The first thing to note is that we don't write these (or any) pages from memory. A good Corrie knowledge will help to speed things up once you start writing but it should never take the place of research.
All but one section of the main character articles are written "in-universe" and to write them you need a comprehensive list of everything that ever happened to that character, including their backstory. To compile an on-screen history, I have a Word document containing every episode synopsis which I search through for the character's name in order to list their storylines on a separate document (which takes ages, but if anyone can think of a faster way of getting the same thing, I'm all ears!).
When I'm adding a piece of info to the latter document, I then decide which section to put it in. This is where having a pre-planned structure helps. The biography is the main story of the character - their backstory, how they arrived in the street, major life changes, how they left or died. All the main beats should be here but don't clutter it. Anything unnecessary to the telling of that character's story can go in one of the other sections you've prepared. Even major storylines if they didn't have any long-term effects. An example is in the article I just wrote on Alf Roberts. In 1988 the storyline of Audrey going to Canada to see her adopted son Stephen Reid, and Malcolm Reid trying to steal Audrey away from Alf is omitted from the biography as, when the dust settled, everything was as it was before for the Roberts. It was used to flesh out the section on Alf and Audrey's relationship instead. You can also give something a cursory mention in the biography and expand in later sections if you wish.

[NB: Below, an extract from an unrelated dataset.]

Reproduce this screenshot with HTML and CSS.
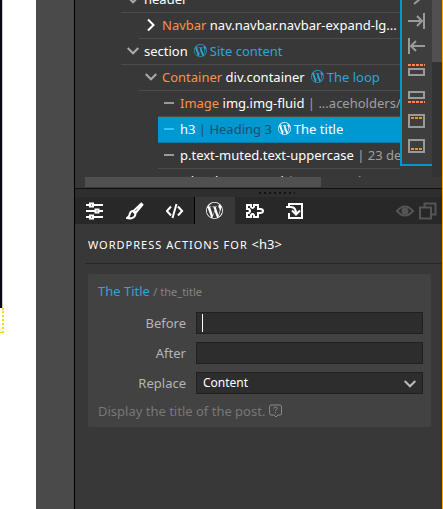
FILE: index.html
```html
<!DOCTYPE html>
<html lang="en">
<head>
<meta charset="utf-8">
<title>Page editor</title>
<link rel="stylesheet" href="styles.css">
</head>
<body>
<svg class="defs" aria-hidden="true">
  <symbol id="wp" viewBox="0 0 24 24"><path fill="currentColor" d="M12 0a12 12 0 1 0 0 24 12 12 0 0 0 0-24zm0 1.2c2.8 0 5.400 1.100 7.300 2.800h-.1c-1.100 0-1.800.9-1.800 1.900 0 .9.500 1.600 1.100 2.600.400.700.900 1.600.900 3 0 .9-.3 2.100-.8 3.600l-1.100 3.500-3.800-11.400 1.200-.1c.6-.1.500-.9 0-.9 0 0-1.700.1-2.800.1-1 0-2.800-.1-2.800-.1-.6 0-.6.8-.1.900l1.200.1 1.600 4.500-2.300 6.900L5.900 7.200l1.200-.1c.6-.1.500-.9-.1-.9 0 0-1.700.1-2.700.1H3.500A10.800 10.800 0 0 1 12 1.200zM1.200 12c0-1.600.3-3.100.9-4.400l5.200 14.100A10.800 10.800 0 0 1 1.200 12zM12 22.800c-1.100 0-2.100-.2-3-.4l3.200-9.500 3.300 9.100.1.100c-1.100.4-2.300.7-3.600.7zm5.400-1.500 3.300-9.500c.6-1.600.8-2.800.8-3.900V6.900A10.800 10.800 0 0 1 17.400 21.300z"/></symbol>
  <symbol id="down" viewBox="0 0 12 8"><path fill="none" stroke="currentColor" stroke-width="2" d="M.7 1 6 6.300 11.300 1"/></symbol>
</svg>
<div class="app">
  <div class="page"><div class="photo"></div><div class="outline"></div></div>
  <div class="gutter"></div>
  <main class="panel">
    <section class="tree-area">
      <ul class="tree">
        <li class="row"><svg class="arrow"><use href="#down"/></svg><span>header</span></li>
        <li class="row l2"><svg class="arrow right" viewBox="0 0 12 14"><path d="M3 1.500 8.500 7 3 12.500"/></svg><span><b>Navbar</b> nav.navbar.navbar-expand-lg...</span></li>
        <li class="row"><svg class="arrow"><use href="#down"/></svg><span>section</span><svg class="wp"><use href="#wp"/></svg><em>Site content</em></li>
        <li class="row l2"><svg class="arrow"><use href="#down"/></svg><span><b>Container</b> div.container</span><svg class="wp"><use href="#wp"/></svg><em>The loop</em></li>
        <li class="row l3"><i class="dash"></i><span><b>Image</b> img.img-fluid <small>| ...aceholders/img</small></span></li>
        <li class="row l3 selected"><i class="dash"></i><span>h3 <small>| Heading 3</small></span><svg class="wp"><use href="#wp"/></svg><em>The title</em></li>
        <li class="row l3"><i class="dash"></i><span>p.text-muted.text-uppercase <small>| 23 december</small></span></li>
        <li class="row l3"><i class="dash"></i><span>a.btn.btn-normal <small>| see more here</small></span></li>
      </ul>
      <div class="hscroll"><div class="hthumb"></div></div>
      <div class="vscroll"><div class="vthumb"></div></div>
      <div class="tools">
        <button aria-label="Insert before"><svg viewBox="0 0 18 18"><path d="M6 17l6-5"/></svg></button>
        <button aria-label="Move right"><svg viewBox="0 0 18 18"><path d="M0 9h14M9 4l5 5-5 5M16 1v16"/></svg></button>
        <button aria-label="Move left"><svg viewBox="0 0 18 18"><path d="M17 9H3M8 4 3 9l5 5M1 1v16"/></svg></button>
        <button aria-label="Place before"><svg viewBox="0 0 18 18"><path d="M1 7h15v6H1z"/><path class="hot" d="M0 3h17"/></svg></button>
        <button aria-label="Place after"><svg viewBox="0 0 18 18"><path d="M1 5h15v6H1z"/><path class="hot" d="M0 15h17"/></svg></button>
        <button aria-label="Place first"><svg viewBox="0 0 18 18"><path d="M1 3h15v12H1z"/><path class="hot" d="M3 6h12"/></svg></button>
        <button aria-label="Place last"><svg viewBox="0 0 18 18"><path d="M1 3h15v12H1z"/><path class="hot" d="M3 12h12"/></svg></button>
      </div>
    </section>
    <div class="splitter"><div class="grip"></div></div>
    <nav class="tabs">
      <button aria-label="Settings"><svg viewBox="0 0 18 18"><path d="M0 3h4M7 3h10M0 9h9M13 9h4M0 15h4M7 15h10M4 1.500h3v3H4zM9.500 7.500h3v3h-3zM4 13.500h3v3H4z"/></svg></button>
      <button aria-label="Style"><svg viewBox="0 0 18 18"><path d="M16 1 8 8.500l2 2L17 2M7 9c-3 0-3 2-3.500 4S2 15.500 1 16c4 1 8 0 8.500-4z"/></svg></button>
      <button aria-label="Code"><svg viewBox="0 0 18 18"><path d="M5 4.500.9 9 5 13.500M12 4.500 16.100 9 12 13.500M10.500 2l-4 14"/></svg></button>
      <button class="active" aria-label="WordPress"><svg viewBox="0 0 18 18"><use href="#wp" x="0" y="0" width="17" height="17"/></svg></button>
      <button aria-label="Components"><svg viewBox="0 0 18 18"><path d="M1 3h4v2q1.500 2 3 0V3h4v4h2q3 0 3 2t-3 2h-2v4H8v-2q-1.500-2-3 0v2H1v-4h2q2-2 0-4H1z"/></svg></button>
      <button aria-label="Import"><svg viewBox="0 0 18 18"><path d="M3 4V2h13v14H3v-5M0 5h5q5 0 5 7M6 8.500l4 4 4-4"/></svg></button>
      <div class="views">
        <svg viewBox="0 0 18 18"><path d="M1 9q8-9 16 0-8 9-16 0z"/><circle cx="9" cy="9" r="2.500" fill="currentColor"/></svg>
        <svg viewBox="0 0 18 18"><path d="M5.500 5V1.500h11v11H12M1 5.500h11v11H1z"/></svg>
      </div>
    </nav>
    <h1 class="heading">WORDPRESS ACTIONS FOR <span>&lt;h3&gt;</span></h1>
    <form class="card">
      <h2><a href="#">The Title</a> <small>/ the_title</small></h2>
      <div class="field"><label for="before">Before</label><input id="before" type="text"><span class="caret"></span></div>
      <div class="field"><label for="after">After</label><input id="after" type="text"></div>
      <div class="field"><label for="replace">Replace</label><select id="replace"><option>Content</option></select><svg class="drop"><use href="#down"/></svg></div>
      <p>Display the title of the post. <svg viewBox="0 0 14 14"><path d="M2 1h9q1.500 0 1.500 1.500v7q0 1.500-1.500 1.500H9l-2 2-2-2H2Q.6 11 .6 9.500v-7Q.6 1 2 1zM4.800 4.500q0-1.500 1.700-1.500t1.700 1.500q0 .8-1.700 1.800v.7M6.500 8v1.300"/></svg></p>
    </form>
  </main>
</div>
</body>
</html>
```
FILE: styles.css
```css
* { box-sizing: border-box; }
body { margin: 0; font: 13px/18px "Noto Sans", sans-serif; color: #fff; background: #383838; }
.defs { position: absolute; width: 0; height: 0; }
button { border: 0; padding: 0; background: none; color: inherit; display: flex; align-items: center; justify-content: center; }
svg { flex: none; }
.app { display: flex; min-height: 100vh; }
.page { flex: 0 0 36px; background: #fff; }
.photo { width: 3px; height: 308px; background: #0c0710; border-right: 1px solid #ccc; }
.outline { width: 4px; height: 25px; border-right: 2px dotted #fd0; border-bottom: 1px dotted #fd0; }
.gutter { flex: 0 0 39px; background: #4a4a4a; border-right: 1px solid #000; }
.panel { flex: 1; min-width: 0; background: #383838; border-right: 1px solid #fcb000; }
.tree-area { position: relative; height: 189px; overflow: hidden; border-bottom: 1px solid #111; }
.tree { list-style: none; margin: 0; padding: 0 42px 0 46px; height: 177px; overflow: hidden; display: flex; flex-direction: column; }
.row { flex: none; height: 26px; display: flex; align-items: center; border-bottom: 1px solid #4c4c4c; padding: 0 0 2px 6px; white-space: nowrap; overflow: hidden; }
.row:first-child { height: 13px; align-items: flex-end; }
.row:first-child span { margin-bottom: 2px; }
.row:first-child .arrow { margin-bottom: 6px; }
.l2 { margin-left: 18px; }
.l3 { margin-left: 37px; }
.arrow { width: 12px; height: 8px; margin-right: 5px; color: #aaa; }
.right { height: 14px; fill: none; stroke: #fff; stroke-width: 2; }
.row b { font-weight: 400; color: #f8924c; }
.row em { font-style: normal; color: #2fa4d8; }
.row small { font-size: 13px; color: #a0a0a0; }
.wp { width: 13px; height: 13px; margin: 0 3px 0 6px; color: #2fa4d8; }
.dash { flex: none; width: 10px; height: 2px; background: #999; margin-right: 6px; }
.selected { background: #0098d0; border-color: #087cae; }
.selected em, .selected .wp { color: #fff; }
.selected small { color: #15526d; }
.selected .dash { background: #32c5ff; }
.hscroll { padding-left: 10px; }
.hthumb { width: 236px; height: 10px; background: #505050; }
.vscroll { position: absolute; top: 0; right: 0; width: 10px; height: 177px; background: #333; }
.vthumb { height: 62px; background: #505050; }
.tools { position: absolute; top: -17px; right: 10px; width: 32px; height: 183px; background: #3e3e3e; border: solid #0098d0; border-width: 0 0 2px 2px; color: #9a9a9a; display: flex; flex-direction: column; }
.tools button { height: 25px; }
.tools svg { width: 18px; height: 18px; fill: none; stroke: currentColor; stroke-width: 2; }
.tools .hot { stroke: #ff8840; stroke-dasharray: 3 1; }
.splitter { height: 8px; background: #2e2e2e; display: flex; justify-content: center; align-items: center; }
.grip { width: 36px; height: 2px; margin-left: 36px; background: repeating-linear-gradient(90deg, #111 0 2px, transparent 2px 5px); }
.tabs { height: 27px; background: #282828; display: flex; }
.tabs button { width: 40px; }
.tabs svg { width: 18px; height: 18px; fill: none; stroke: currentColor; stroke-width: 2; }
.tabs .active { background: #383838; box-shadow: -1px 0 #000; }
.tabs .active svg { stroke: none; }
.views { margin-left: auto; display: flex; align-items: center; gap: 5px; padding-right: 5px; color: #555; }
.heading { font-size: 11px; line-height: 18px; font-weight: 400; letter-spacing: 1px; margin: 0 0 10px 10px; padding: 11px 3px 9px; border-bottom: 1px solid #282828; }
.heading span { font-size: 13px; letter-spacing: 0; }
.card { margin: 0 11px 0 13px; height: 153px; padding: 8px 8px 0 10px; background: #424242; border-radius: 2px; }
.card h2 { font-size: 13px; line-height: 18px; font-weight: 400; margin: 0 0 11px; }
.card a { color: #2fa4d8; text-decoration: none; }
.card small { font-size: 11px; color: #858585; }
.field { position: relative; display: grid; grid-template-columns: 88px 1fr; column-gap: 10px; align-items: center; margin-bottom: 8px; color: #b5b5b5; }
.field label { text-align: right; }
.field input, .field select { width: 100%; height: 22px; min-width: 0; border: 1px solid #202020; border-radius: 0; background: #2d2d2d; color: #fff; font: inherit; font-size: 12px; padding: 0 6px; outline: 0; appearance: none; }
.caret { position: absolute; left: 104px; top: 2px; width: 1px; height: 18px; background: #fff; }
.drop { position: absolute; right: 7px; top: 8px; width: 12px; height: 8px; color: #bbb; }
.card p { margin: 0; color: #777; display: flex; align-items: center; gap: 4px; }
.card p svg { width: 14px; height: 14px; fill: none; stroke: #8a8a8a; }
```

Depending on the character, you may need to consult other sources as well. The backstories of the early characters were expanded in Daran Little's books such as Coronation Street at War, Weatherfield Life and Around the Houses. Also, there are a handful of moments I rewatch so that I can go into extra detail, mainly the character's introduction and exit (in fact, playing some of their key scenes in the background as you work on the article might not be a bad idea).
As I noted above, this is its own beast - the behind-the-scenes history of the character. For modern characters, you can probably get by with the web alone but for older ones (say pre-2000) you'll need access to the official books, plus a handful of others - H.V. Kershaw's The Street Where I Live and Bill Podmore's Coronation Street: The Inside Story are essential given their longevity in the role of producer. Other good ones include Sean Egan's 50 Years of Coronation Street: The (very) Unofficial Story and The Coronation Street Story from 1995.
On the web, Digital Spy and Coronation Street Blog are good sources as they've interviewed countless actors and production crew over the years but be sure to credit them and provide links to the full interviews. Behind-the-scenes documentaries such as The Corrie Years and its ilk are also useful. Anything you can get your hands on, really.
When picking out quotes (which must always be sourced), try to stick to quotes from the actor, their colleagues, writers or producers ie. anyone who had a hand in scripting or playing the character or knew people who did. Ignore press or viewer comments or promotional interviews, such as hype for upcoming storylines even if the comments originate from the actor him/herself.
Writing the article
Next on the agenda is to turn your list of storylines in each section into prose. With Relationships, you should also try to define what that relationship was like and how it evolved, using the storylines you have listed there to illustrate your points. Personality is similar and personally I find this the hardest section to write. I begin by brainstorming, writing the words or phrases which best describe the character, combine those to form a few paragraphs, and flesh those out with examples.
As you'll have noted when browsing the Wiki, we're not an image-heavy site. On character articles I normally leave a gap of around 1/1.5 pages between pictures. I like to use screencaps in the Biographies, publicity shots in the BGI and a mixture in the other sections but this is just a personal preference. The infobox image should be a screencap though.